Standing up to corruption
Mayors are falling like dominos. As accusations of cor- ruption and financial mismanagement are levelled against mayors from different towns, you wonder if local councils have become bribery depots instead of innocuous little committees taken...
Mayors are falling like dominos. As accusations of cor- ruption and financial mismanagement are levelled against mayors from different towns, you wonder if local councils have become bribery depots instead of innocuous little committees taken up with suggesting street names, giving bumpy roads the occasional lick of tarmac and organising exchanges with remote Sicilian hamlets.
Police officers are being investigated for allegedly being on the take, and tipping off convicted criminals. There has been an allegation about a political party official directing a mayor to choose one tenderer instead of another.

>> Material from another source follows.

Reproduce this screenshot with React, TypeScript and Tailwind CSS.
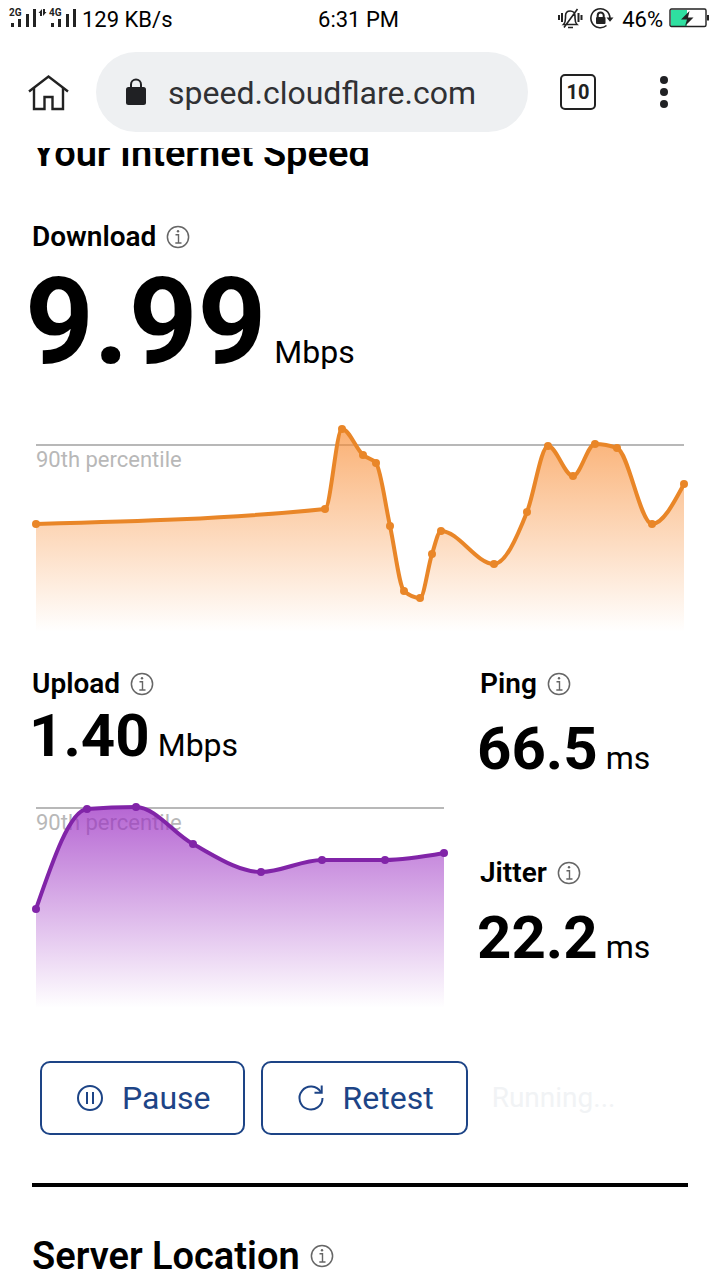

These recent incidents come in the wake of the VAT scandal and the perennial mess that is Transport Malta. The perception that corruption is rife in Malta – a perception which seems to increase every year, according to the Transparency International Index report – seems to be vindicated.
We may be a few nautical miles south of Italy and Sicily and not be subjected to the same displays of mafia violence, but the general feeling is that corruption is widespread here as well.
Palms need to be greased to speed up transactions, donations to political parties have to be made to keep them sweet, and to secure public works tenders, jobs and consultancies.
Under-qualified constituents are elevated to secure government jobs by their patron politician and they continue warming desks within ministries long after they have repaid their debt in the currency of votes or canvassing.
Despite this constant backdrop of corruption, things seem to be boiling over and many are thinking that it is time to stop the rot, to root out perpetrators, and have a general clean up.
Before we get all excited at the prospect of having our very own version of Mani Pulite, I’ll remind you that we’ve been here before.
In 1987, following the tumultuous years of socialist rule, the electorate wanted to shake free of the Labour Party and its complicity or tacit approval of certain flagrant forms of corruption. Permits, television sets and even financial survival depended on paying ‘sweeteners’.
Having promised justice not patronage, the Nationalist government was obliged to make good on its promises.
It set up the Permanent Commission against Corruption and we all waited for the corrupt lot to be brought to justice, so we could have the satisfaction of knowing that Drittijiet mhux pjaċiri was not just another slogan. Well, we waited and waited, perhaps better sustained by imported chocolate, but it’s not as if there was anything remotely approaching a clean-out.
Let’s assume that this was not possible because of the more pressing need for national reconciliation in a deeply polarised country.
Still, this did not excuse the incoming Nationalist government from doing its utmost to prevent a recurrence of the corrupt climate of the 1980s, albeit without the physical violence.
Alternation of government should not mean that a new lot get a chance to bury their snout in the public trough, or that clientelistic networks should now comprise blue-eyed boys instead of Labour supporters.
And if we decried the lack of transparency under old Labour, why has this been forgotten now? Wouldn’t it be desirable to know who is pumping money to the PN and the PL and who the major parties are in hock to?
Somehow I don’t think many people are very exercised about this and similar issues, preferring to latch on to more tangible benefits (such as an electoral promise to reduce the tax burden) of voting for one party or the other. Then there is the high tolerance towards certain types of corruption.
Hardly anybody bats an eyelid when appointments to public office are made on the basis of political allegiance or family ties. Conflicts of interest do not seem to be unduly worrying to the majority of the population.
Clientelism and patronage are dismissed with a shrug and the Bettino Craxi justification of: “Così fan tutte”. Alternatively, they are described as networks which are present in every society. The tribalistic mentality of many voters contributes to political corruption as they are willing to excuse wrongdoing committed by exponents or politicians of “their” party as long as it keeps the other party out of office.
Moreover, there is the nauseatingly lazy approach of those who cannot find the backbone to stand up and be counted and criticise those who want change as ‘quixotic’.
I suspect that the lack of sustained interest in anti-corruption measures and a certain fatalistic attitude is what perpetuates corrupt practices in society.
This was also the conclusion reached by the Italian scholar Alberto Vanucci in his recently published study about the legacy of mani pulite. After listing the many factors which led to the widespread investigation, he concluded that none of them – not the media nor the reform of anti-corruption institutions – could result in lasting change if the public will to oppose corruption was absent.
He wrote, “The mani pulite inquiries courageously exposed, but could not solve the issue of widespread corruption in Italy. An enduring improvement in the quality of public ethics would have required the specific interest and consequent action of leading political actors, or strong and enduring social support for an anti-corruption agenda. Neither condition, however, has ever been realised.”
His words are an apt if depressing description of the situation in Malta too.